Everyone understands that the Isles would be better off with younger defensemen working through mistakes to reach their potential than a mostly reliable 36-year-old. But the reality for Snow and Weight is that they saw too much underachieving from their young defensemen last training camp to hand two of them spots on opening night this coming year.

So Seidenberg – who happens to be a rock-solid guy off the ice, in the mold of the soft-spoken but always direct Frans Nielsen – will be back in some role. Might be third pair again, might be someone who rotates in and out.


Ryan Pulock

55 games, 15 goals, 31 assists (with AHL Bridgeport)

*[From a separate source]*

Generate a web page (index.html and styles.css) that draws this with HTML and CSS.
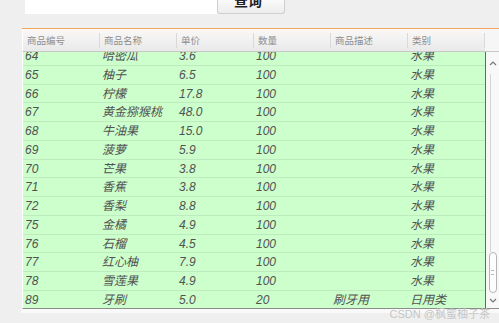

The 22-year-old with the big slapshot got all of two shifts with the Isles this season, leaving with a broken foot and never returning. After his strong turn in the 2016 postseason, many expected he’d be a top-six player for good this year and it’s puzzling that it never happened, even after Hamonic and Boychuk went down late in the year and the Isles could have used a right shot and someone to wake up the moribund power play.

But he’s still part of the team’s future, either as a very enticing trade chip or someone to compete yet again for a regular role. He’s done all he can do in the AHL, where he’s posted 39 goals in three seasons. The biggest question for Pulock is durability, with a major injury shelving him every year.

And yes, he does need to be protected in the expansion draft. Don’t ask again.

Devon Toews

76 games, 5 goals, 40 assists (with Bridgeport)

The 108th overall pick in 2014 has turned out, so far, to be a promising prospect. Toews made the transition from Quinnipiac and the short NCAA season to the AHL seamlessly, tying for ninth in the AHL in scoring among defensemen. He’s already 23 so it wouldn’t surprise anyone that he’s ready for a shot with the Isles at some point next season.

Parker Wotherspoon

69 games, 10 goals, 56 assists (with WHL Tri-City)

Another fourth-round pick, Wotherspoon has the Isles’ development team excited. He had 182 points in four seasons in the wide-open Western League, but he has some bite to him that should serve him well in the AHL next season. He turns 20 in August so there’s no rush to get him to the NHL just yet.